The Next New Plan for Bananastan

by Jeff Huber

We’re going through Bananastan* war strategies like they’re Pez candies. As Jason Ditz of Antiwar.com has noted, General Stanley McChrystal’s new report on Afghanistan “admitted that the current strategy, which was itself a new strategy presented only five months ago to replace the previous new strategy, isn’t working and that yet another new strategy is needed.” It seems certain that Stan the Man will ask for more troops, though, so we’re at least being consistent in our policy of sending more American soldiers to war without knowing why.

When you slice out the wimp words and platitudes, the current new strategy is the same as the old new strategy: clear, hold and build. Any new strategy the war wonks come up with will look pretty much the same, and will require even further escalation in terms of troops and national treasure.

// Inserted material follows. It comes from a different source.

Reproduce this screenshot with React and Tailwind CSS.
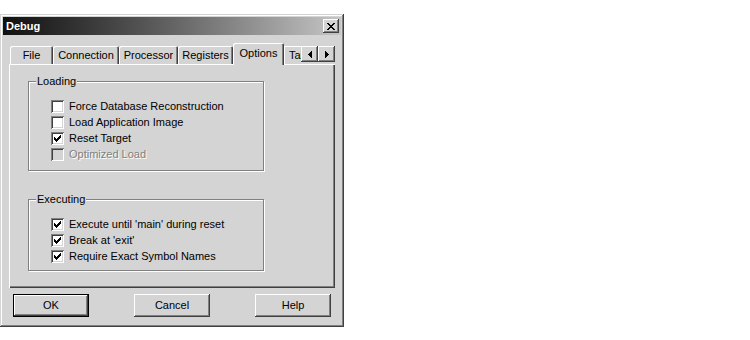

Clear, hold and build hasn’t worked in Afghanistan just as it didn’t work in Iraq. It didn’t work in Vietnam either, even though at one point we committed over a half-million troops there. It will never work.

Any cogent strategy must be built around realistic, achievable goals that involve U.S. national security. Our goals, as presently stated, involve turning Pakistan and Afghanistan into real countries with real security forces that civilian authorities are in control of and disrupting terrorist networks. We’ll never achieve those things. The Bananastans will always be warlord-ruled thuggeries, and it is impossible to disrupt terrorist networks when the only “sanctuaries” those networks need in order to operate are pockets large enough to carry an iPod.

Our top military officer, Joint Chiefs of Staff chairman Admiral Mike Mullen, still insists that Afghan civilians are the “center of gravity.” Civilian populations are never a center of gravity. They may be a critical factor — a strength, weakness or critical vulnerability — but only to the extent that they affect political leadership, and that affect is almost always overstated. America supposedly has the most representative form of government of any modern nation, yet even though the population has voted against war in two straight national elections, we’re still embroiled in two wars. Afghanistan’s voting process makes the electoral systems of Florida and Ohio look honest, and it’s difficult to say where Afghan political leadership lies: with the official government or with the warlords or with whatever the loose collection of hooligans is that we refer to as the Taliban.